▼
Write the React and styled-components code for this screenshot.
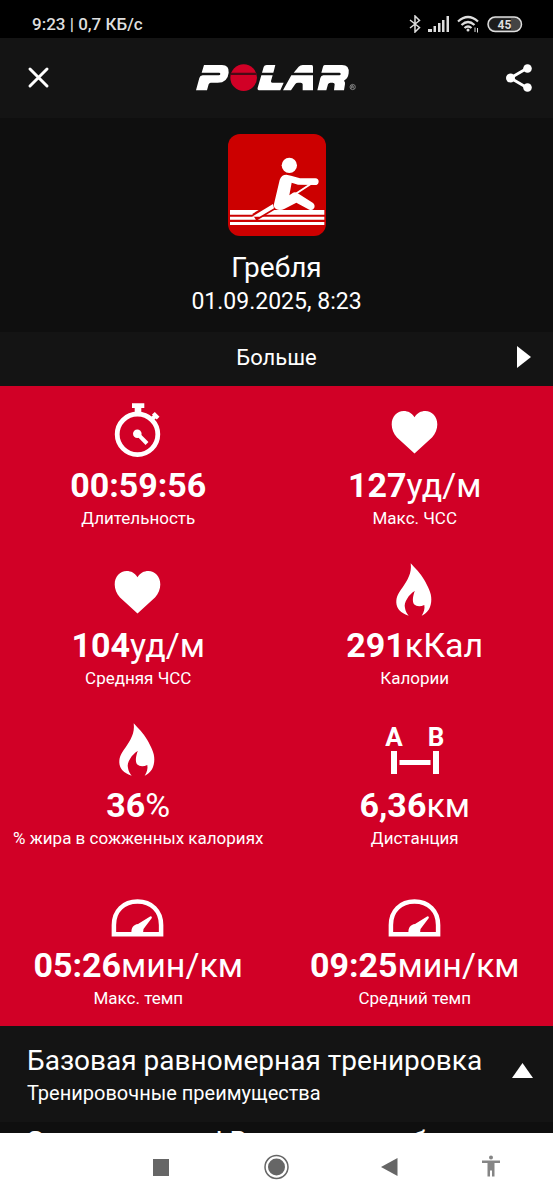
import React from "react";
import styled, { createGlobalStyle } from "styled-components";

const GlobalStyle = createGlobalStyle`
  * {
    box-sizing: border-box;
  }

  body {
    margin: 0;
    background: #000;
    color: #fff;
    font-family: Roboto, "Noto Sans", sans-serif;
  }

  button {
    padding: 0;
    border: 0;
    background: none;
    color: inherit;
    font: inherit;
    cursor: pointer;
  }

  svg {
    display: block;
  }

  h1, h2, p, dl, dt, dd {
    margin: 0;
    font-weight: 400;
  }
`;

const Screen = styled.div`
  display: flex;
  flex-direction: column;
  height: 100vh;
`;

const StatusBar = styled.div`
  display: flex;
  flex: none;
  align-items: center;
  justify-content: space-between;
  height: 38px;
  padding: 10px 30px 0 32px;
  background: #000;
  color: #dedede;
  font-size: 17px;
  font-weight: 500;
`;

const StatusIcons = styled.div`
  display: flex;
  align-items: center;
  gap: 7px;
`;

const Header = styled.header`
  display: grid;
  flex: none;
  grid-template-columns: 28px 1fr 28px;
  align-items: center;
  justify-items: center;
  height: 80px;
  padding: 0 20px 0 24px;
  background: #141414;

  > svg {
    margin-right: 5px;
  }
`;

const Content = styled.main`
  flex: 1;
  min-height: 0;
  overflow-y: auto;
  scrollbar-width: none;
  background: #0f0f0f;
`;

const Sport = styled.section`
  display: flex;
  flex-direction: column;
  align-items: center;
  padding: 16px 16px 14px;

  h1 {
    margin-top: 14px;
    font-size: 28px;
    line-height: 36px;
  }

  p {
    font-size: 23px;
    line-height: 32px;
  }
`;

const MoreButton = styled.button`
  && {
    display: grid;
    grid-template-columns: 20px 1fr 20px;
    align-items: center;
    width: 100%;
    height: 54px;
    padding: 0 19px 4px;
    background: #141414;
    font-size: 22px;
  }

  svg {
    justify-self: center;
  }
`;

const Stats = styled.dl`
  display: grid;
  grid-template-columns: 1fr 1fr;
  background: #d10026;
`;

const StatCell = styled.div`
  display: flex;
  flex-direction: column;
  align-items: center;
  padding: 13px 0 17px;
  text-align: center;
  white-space: nowrap;

  dd {
    margin: 6px 0 2px;
    font-size: 34px;
    line-height: 40px;
  }

  dt {
    order: 1;
    font-size: 17px;
    line-height: 22px;
  }
`;

const Benefit = styled.button`
  && {
    display: flex;
    align-items: center;
    justify-content: space-between;
    width: 100%;
    padding: 17px 20px 15px 27px;
    background: #141414;
    text-align: left;
  }

  h2 {
    font-size: 28px;
    line-height: 36px;
  }

  p {
    font-size: 20px;
    line-height: 28px;
  }

  svg {
    margin-bottom: 10px;
  }
`;

const BenefitText = styled.p`
  padding: 2px 27px;
  font-size: 28px;
  line-height: 36px;
`;

const NavBar = styled.nav`
  display: grid;
  flex: none;
  grid-template-columns: 1fr 115px 115px 115px 1fr;
  align-items: center;
  justify-items: center;
  height: 67px;
  background: #fff;
  color: #666;
`;

const NavButton = styled.button`
  && {
    grid-column: ${props => props.$column};
    margin-right: ${props => (props.$column === 5 ? "20px" : "0")};
    color: ${props => (props.$column === 5 ? "#858585" : "inherit")};
  }
`;

const PolarLogo = () => (
  <svg width="162" height="28" viewBox="57 42 486 84" role="img" aria-label="Polar">
    <g fill="#fff">
      <path d="M84 45H138Q160 45 158 68Q155 98 125 98H104Q100 98 98 103L93 121H60L70 84Q72 76 80 76H128Q133 76 133 72Q133 68 129 68H77Z" />
      <path d="M272 45H298L292 68H258L263 51Q265 45 272 45Z" />
      <path d="M256 76H290L285 93Q284 98 289 98H323L313 121H252Q243 121 245 113Z" />
      <path d="M353 68L368 50Q373 45 380 45H407Q411 45 411 50V68Z" />
      <path d="M346 76H411V121H380V103Q380 98 374 98H366Q361 98 358 102L345 121H321Z" />
      <path d="M446 45H498Q521 45 518 70Q516 86 504 92Q508 96 507 102L504 121H474L476 103Q476 98 470 98H463Q458 98 456 103L451 121H424L433 84Q435 76 442 76H490Q494 76 494 72Q494 68 490 68H436L441 50Q442 45 446 45Z" />
    </g>
    <circle cx="203" cy="83" r="40" fill="#d10026" />
    <path d="M165 68H241V75H163Z" fill="#4a0a16" />
    <circle cx="530" cy="111" r="8" fill="none" stroke="#aaa" strokeWidth="2" />
    <path d="M527 116V107H531Q534 109 531 111H527M531 111L534 116" fill="none" stroke="#aaa" strokeWidth="2" />
  </svg>
);

const RowingIcon = () => (
  <svg width="98" height="102" viewBox="33 27 294 306" aria-hidden="true">
    <rect x="33" y="27" width="294" height="306" rx="36" fill="#c00" />
    <g fill="#fff">
      <path d="M39 255H322V269H39Z" />
      <path d="M39 275H322V284H39Z" />
    </g>
    <path d="M172 241L112 277" stroke="#c00" strokeWidth="24" />
    <path d="M39 291H322V300H39Z" fill="#fff" />
    <path d="M105 275L168 237L171 250L128 275Z" fill="#fff" />
    <path d="M295 168L180 243" stroke="#fff" strokeWidth="6" />
    <circle cx="217" cy="121" r="23" fill="#fff" />
    <path
      d="M188 165Q193 149 208 149L222 152L249 160H295Q305 161 305 170Q304 180 294 180L243 179L224 173L217 211L228 203Q234 200 241 204L287 233Q295 239 292 248Q287 258 277 254L238 233L203 251Q189 259 177 252Q169 247 171 237Z"
      fill="#fff"
    />
  </svg>
);

const CloseIcon = () => (
  <svg width="28" height="28" viewBox="0 0 28 28" fill="none" stroke="#fff" strokeWidth="3" strokeLinecap="round">
    <path d="M6 5L23 22M23 5L6 22" />
  </svg>
);

const ShareIcon = () => (
  <svg width="28" height="28" viewBox="0 0 28 28" fill="#fff">
    <path d="M22.500 4L5.500 14L22.500 24" fill="none" stroke="#fff" strokeWidth="2.800" />
    <circle cx="22.500" cy="4.500" r="4.300" />
    <circle cx="5.500" cy="14" r="4.500" />
    <circle cx="22.500" cy="23.500" r="4.300" />
  </svg>
);

const BluetoothIcon = () => (
  <svg width="12" height="18" viewBox="0 0 12 18" fill="none" stroke="currentColor" strokeWidth="1.500">
    <path d="M1 5L10.500 12.500L6 17V1L10.500 5.500L1 13" />
  </svg>
);

const SignalIcon = () => (
  <svg width="22" height="16" viewBox="0 0 22 16" fill="currentColor">
    <path d="M0 13h4v3H0zM5.500 10h2.500v6H5.500zM10 7h2.500v9H10zM14 4h2.500v12H14zM18.500 0h2.500v16h-2.500z" />
  </svg>
);

const WifiIcon = () => (
  <svg width="23" height="18" viewBox="0 0 23 18" fill="none" stroke="currentColor" strokeWidth="2.200">
    <path d="M1 6.500Q11 -2.500 21 6.500M4.500 10Q11 4 17.500 10M7.500 13Q11 10 14.500 13" />
    <circle cx="11" cy="15" r="1.500" fill="currentColor" stroke="none" />
    <path d="M18 12.500v4.500M20.500 13v4.500" strokeWidth="1" />
  </svg>
);

const BatteryIcon = () => (
  <svg width="36" height="17" viewBox="0 0 36 17" role="img" aria-label="45%">
    <rect x="1" y="1" width="33.500" height="14.500" rx="7.200" fill="#444" stroke="#dedede" strokeWidth="1.500" />
    <path d="M8 2.500H24V14H8A5.700 5.700 0 0 1 8 2.500Z" fill="#1c1c1c" />
    <text x="17.500" y="12.500" fill="#dedede" fontFamily="Roboto" fontSize="12" fontWeight="700" textAnchor="middle">
      45
    </text>
  </svg>
);

const Stopwatch = () => (
  <>
    <path d="M24 4.300H36.300V9H33.300V13H26.700V9H24Z" />
    <path d="M44 15.500L46.800 13L51.500 17.700L48.800 20.500L47.600 19.400L45.300 21.500L42.300 18.500L44.800 16.500Z" />
    <circle cx="29.500" cy="35.300" r="20.300" fill="none" stroke="#fff" strokeWidth="4.800" />
    <circle cx="29.300" cy="34.700" r="4.300" />
    <path d="M29.300 34.700L39 44.500" stroke="#fff" strokeWidth="4" />
  </>
);

const Heart = () => (
  <path d="M29.500 54.500L12 38.500C8.500 34.500 6.700 30 6.700 25.500C6.700 17.500 12 12 18.700 12C23 12 27 14 29.500 18.300C32 14 36 12 40.300 12C47 12 52.300 17.500 52.300 25.500C52.300 30 50.500 34.500 47 38.500Z" />
);

const Flame = () => (
  <path d="M25.700 4.300C30 9 35.500 14.500 39 20.500C43 27.500 46.500 34 46.300 40.500C46.300 48 43 54 36.700 56.700C39 53 40 49.500 39.300 46C35 48 31.500 47.500 29 45.300C27 42 28 37 29.700 32C26.500 34 24 36.500 22.300 39.500C20 43 19.200 46 20 49C20.500 52 21.800 54.500 23.700 56.700C16.500 54.500 11.500 50 11.300 43.500C11.200 37 14 33.500 17.500 28.500C22.500 21 27 14.500 25.700 4.300Z" />
);

const Distance = () => (
  <>
    <g fontFamily="Roboto" fontSize="26" fontWeight="700" textAnchor="middle">
      <text x="9" y="27">A</text>
      <text x="51" y="27">B</text>
    </g>
    <path d="M6 32H12V55H6ZM48 32H54V55H48ZM14.500 41H45.500V46H14.500Z" />
  </>
);

const Gauge = () => (
  <>
    <path d="M5.900 55.200V46C5.900 32 15.500 22.500 29.500 22.500S53.100 32 53.100 46V55.200Z" fill="none" stroke="#fff" strokeWidth="4.500" />
    <path d="M23.500 54C23 49 25.500 45.500 30 45L42.500 37.300Q44.500 37.500 43.800 39L35.500 50L35 54Z" />
  </>
);

const stats = [
  { icon: Stopwatch, value: "00:59:56", unit: "", label: "Длительность" },
  { icon: Heart, value: "127", unit: "уд/м", label: "Макс. ЧСС" },
  { icon: Heart, value: "104", unit: "уд/м", label: "Средняя ЧСС" },
  { icon: Flame, value: "291", unit: "кКал", label: "Калории" },
  { icon: Flame, value: "36", unit: "%", label: "% жира в сожженных калориях" },
  { icon: Distance, value: "6,36", unit: "км", label: "Дистанция" },
  { icon: Gauge, value: "05:26", unit: "мин/км", label: "Макс. темп" },
  { icon: Gauge, value: "09:25", unit: "мин/км", label: "Средний темп" }
];

const Stat = props => {
  const Icon = props.icon;

  return (
    <StatCell>
      <svg width="60" height="60" viewBox="0 0 60 60" fill="#fff" aria-hidden="true">
        <Icon />
      </svg>
      <dt>{props.label}</dt>
      <dd>
        <b>{props.value}</b>
        {props.unit}
      </dd>
    </StatCell>
  );
};

const App = () => (
  <Screen>
    <GlobalStyle />
    <StatusBar>
      <span>9:23 | 0,7 КБ/с</span>
      <StatusIcons>
        <BluetoothIcon />
        <SignalIcon />
        <WifiIcon />
        <BatteryIcon />
      </StatusIcons>
    </StatusBar>
    <Header>
      <button aria-label="Закрыть">
        <CloseIcon />
      </button>
      <PolarLogo />
      <button aria-label="Поделиться">
        <ShareIcon />
      </button>
    </Header>
    <Content>
      <Sport>
        <RowingIcon />
        <h1>Гребля</h1>
        <p>01.09.2025, 8:23</p>
      </Sport>
      <MoreButton>
        <span />
        <span>Больше</span>
        <svg width="14" height="22" viewBox="0 0 14 22" fill="#fff">
          <path d="M0 0L14 11L0 22Z" />
        </svg>
      </MoreButton>
      <Stats>
        {stats.map(stat => (
          <Stat key={stat.label} {...stat} />
        ))}
      </Stats>
      <Benefit aria-expanded="true">
        <div>
          <h2>Базовая равномерная тренировка</h2>
          <p>Тренировочные преимущества</p>
        </div>
        <svg width="21" height="15" viewBox="0 0 21 15" fill="#fff">
          <path d="M10.500 0L21 15H0Z" />
        </svg>
      </Benefit>
      <BenefitText>
        Замечательно! Вы улучшили базовую выносливость.
      </BenefitText>
    </Content>
    <NavBar>
      <NavButton $column={2} aria-label="Недавние">
        <svg width="24" height="24" viewBox="0 0 24 24" fill="currentColor">
          <rect x="3" y="4" width="16" height="17" />
        </svg>
      </NavButton>
      <NavButton $column={3} aria-label="Домой">
        <svg width="26" height="26" viewBox="0 0 26 26" fill="currentColor">
          <circle cx="12.500" cy="13" r="11.500" fill="none" stroke="currentColor" strokeWidth="1.500" />
          <circle cx="12.500" cy="13" r="8.500" />
        </svg>
      </NavButton>
      <NavButton $column={4} aria-label="Назад">
        <svg width="24" height="24" viewBox="0 0 24 24" fill="currentColor">
          <path d="M1 12L17.500 3V21Z" />
        </svg>
      </NavButton>
      <NavButton $column={5} aria-label="Специальные возможности">
        <svg width="24" height="24" viewBox="0 0 24 24" fill="currentColor">
          <circle cx="12" cy="2.500" r="2" />
          <path d="M3 5.500H21V8H15.500V21.500H13V15.500H11V21.500H8.500V8H3Z" />
        </svg>
      </NavButton>
    </NavBar>
  </Screen>
);

export default App;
▲
→ **GIVEN INSTRUCTION**
What is the number of lines in the data that hold the string "React"? Answer with the number only.

→ **SOLUTION TO THIS EXERCISE**
2